I'm trying to perform a logistic regression (LogisticRegressionWithLBFGS) with Spark MLlib (with Scala) on a dataset which contains categorical variables. I discover Spark was not able to work with that kind of variable.
In R there is a simple way to deal with that kind of problem : I transform the variable in factor (categories), so R creates a set of columns coded as {0,1} indicator variables.
How can I perform this with Spark?
Using VectorIndexer, you may tell the indexer the number of different values (cardinality) that a field may have in order to be considered categorical with the setMaxCategories() method.
val indexer = new VectorIndexer()
.setInputCol("features")
.setOutputCol("indexed")
.setMaxCategories(10)
From Scaladocs:
Class for indexing categorical feature columns in a dataset of Vector.
This has 2 usage modes:
Automatically identify categorical features (default behavior)

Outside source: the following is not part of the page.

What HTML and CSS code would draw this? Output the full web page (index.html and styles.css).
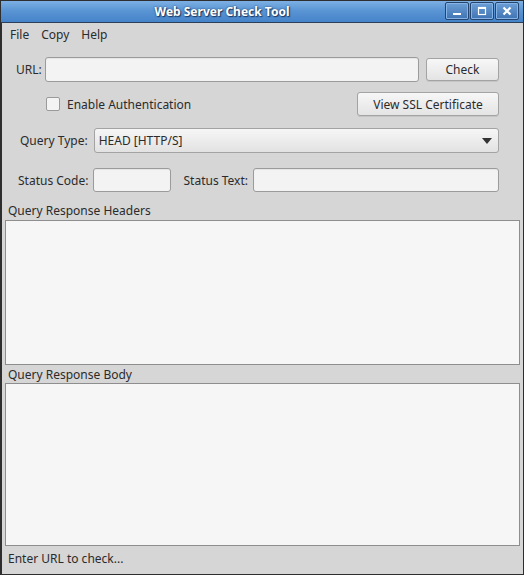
FILE: index.html
```html
<!DOCTYPE html>
<html>
<head>
<meta charset="utf-8">
<link rel="stylesheet" href="styles.css">
</head>
<body>
<div class="window">
  <div class="titlebar">
    <div class="title">Web Server Check Tool</div>
    <div class="wbtns">
      <div class="wbtn"><svg width="12" height="10" viewBox="0 0 12 10"><rect x="2" y="7" width="8" height="2" fill="#fff"/></svg></div>
      <div class="wbtn"><svg width="12" height="10" viewBox="0 0 12 10"><rect x="2.5" y="1.5" width="7" height="7" fill="none" stroke="#fff" stroke-width="1.2"/><rect x="2" y="1" width="8" height="2" fill="#fff"/></svg></div>
      <div class="wbtn"><svg width="12" height="10" viewBox="0 0 12 10"><path d="M2.5 1.5 L9.5 8.5 M9.5 1.5 L2.5 8.5" stroke="#fff" stroke-width="2.2"/></svg></div>
    </div>
  </div>
  <div class="client">
    <div class="menubar">
      <span class="menu">File</span>
      <span class="menu">Copy</span>
      <span class="menu">Help</span>
    </div>
    <div class="form">
      <div class="row row1">
        <span class="lbl lbl-url">URL:</span>
        <div class="input url"></div>
        <div class="btn check">Check</div>
      </div>
      <div class="row row2">
        <div class="checkbox"></div>
        <span class="lbl cblbl">Enable Authentication</span>
        <div class="btn ssl">View SSL Certificate</div>
      </div>
      <div class="row row3">
        <span class="lbl lbl-qt">Query Type:</span>
        <div class="combo"><span>HEAD [HTTP/S]</span><svg width="10" height="6" viewBox="0 0 10 6"><path d="M0 0 H10 L5 6 Z" fill="#333"/></svg></div>
      </div>
      <div class="row row4">
        <span class="lbl lbl-sc">Status Code:</span>
        <div class="input scode"></div>
        <span class="lbl lbl-st">Status Text:</span>
        <div class="input stext"></div>
      </div>
    </div>
    <div class="seclabel first">Query Response Headers</div>
    <div class="textarea headers"></div>
    <div class="seclabel second">Query Response Body</div>
    <div class="textarea body"></div>
    <div class="statusbar">Enter URL to check...</div>
  </div>
</div>
</body>
</html>
```

FILE: styles.css
```css
* { box-sizing: border-box; }
html, body { margin: 0; padding: 0; background: #d6d6d6; }
body { font-family: "Noto Sans", "Open Sans", sans-serif; font-size: 12px; color: #2b2b2b; }

.window {
  width: 524px; height: 575px;
  border: 1px solid #2e2e2e;
  border-left-width: 2px;
  background: #d6d6d6;
  display: flex; flex-direction: column;
}
.titlebar {
  height: 22px; flex: none;
  margin-left: -1px;
  background: linear-gradient(#7db0e4, #5a95d4 45%, #4583c9);
  border-bottom: 1px solid #2b3f5a;
  position: relative;
  display: flex; align-items: center;
  padding-right: 80px;
}
.title {
  flex: 1; text-align: center;
  color: #fff; font-weight: bold; font-size: 12px;
  text-shadow: 0 0 2px #1d3a63, 1px 1px 1px #1d3a63;
}
.wbtns {
  position: absolute; right: 4px; top: 1px;
  display: flex; gap: 1px;
}
.wbtn {
  width: 24px; height: 18px;
  border: 1px solid #23456f;
  border-radius: 2px;
  background: linear-gradient(#6c9fd6, #3f73b3);
  box-shadow: inset 0 0 0 1px #86b4e6;
  display: flex; align-items: center; justify-content: center;
}
.client {
  flex: 1; display: flex; flex-direction: column;
  padding: 0 3px 0 3px;
}
.menubar { height: 23px; display: flex; align-items: center; padding-left: 5px; font-size: 12px; }
.menu { margin-right: 12px; }

.form { padding-right: 21px; }
.row { display: flex; align-items: center; }
.row1 { margin-top: 11px; height: 25px; }
.row2 { margin-top: 10px; height: 24px; }
.row3 { margin-top: 12px; height: 25px; }
.row4 { margin-top: 15px; height: 24px; }

.lbl { white-space: nowrap; }
.lbl-url { margin-left: 11px; }
.input {
  height: 100%;
  background: #f3f3f3;
  border: 1px solid #9b9b9b;
  border-radius: 3px;
  box-shadow: inset 0 1px 1px rgba(0,0,0,0.06);
}
.url { flex: 1; margin-left: 3px; }
.btn {
  height: 23px;
  border: 1px solid #a3a3a3;
  border-radius: 3px;
  background: linear-gradient(#f7f7f7, #e4e4e4);
  display: flex; align-items: center; justify-content: center;
  box-shadow: 0 1px 0 rgba(0,0,0,0.08);
}
.check { width: 73px; margin-left: 7px; }
.checkbox {
  width: 14px; height: 14px;
  margin-left: 41px;
  border: 1px solid #9b9b9b; border-radius: 2px;
  background: #f3f3f3;
}
.cblbl { margin-left: 7px; }
.ssl { width: 142px; height: 24px; margin-left: auto; }
.lbl-qt { margin-left: 15px; }
.combo {
  flex: 1; height: 100%; margin-left: 6px;
  border: 1px solid #a3a3a3; border-radius: 3px;
  background: linear-gradient(#f6f6f6, #e2e2e2);
  display: flex; align-items: center; justify-content: space-between;
  padding: 0 6px 0 4px;
}
.lbl-sc { margin-left: 13px; }
.scode { width: 78px; margin-left: 5px; }
.lbl-st { margin-left: 12px; }
.stext { flex: 1; margin-left: 5px; }

.seclabel { display: flex; align-items: center; padding-left: 3px; }
.seclabel.first { margin-top: 9px; height: 19px; }
.seclabel.second { height: 18px; }
.textarea {
  background: #f6f6f6;
  border: 1px solid #8e8e8e;
}
.headers { height: 145px; }
.body { height: 163px; }
.statusbar { height: 24px; display: flex; align-items: center; padding-left: 3px; }
```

This helps process a dataset of unknown vectors into a dataset with some continuous features and some categorical features. The choice between continuous and categorical is based upon a maxCategories parameter.
Set maxCategories to the maximum number of categorical any categorical feature should have.
E.g.: Feature 0 has unique values {-1.0, 0.0}, and feature 1 values {1.0, 3.0, 5.0}. If maxCategories = 2, then feature 0 will be declared categorical and use indices {0, 1}, and feature 1 will be declared continuous.
I find this a convenient (though coarse-grained) way to extract the categorical values, but beware if in any case you have a field with lower arity that you want to be continuous (e.g. age in college students vs origin country or US-state).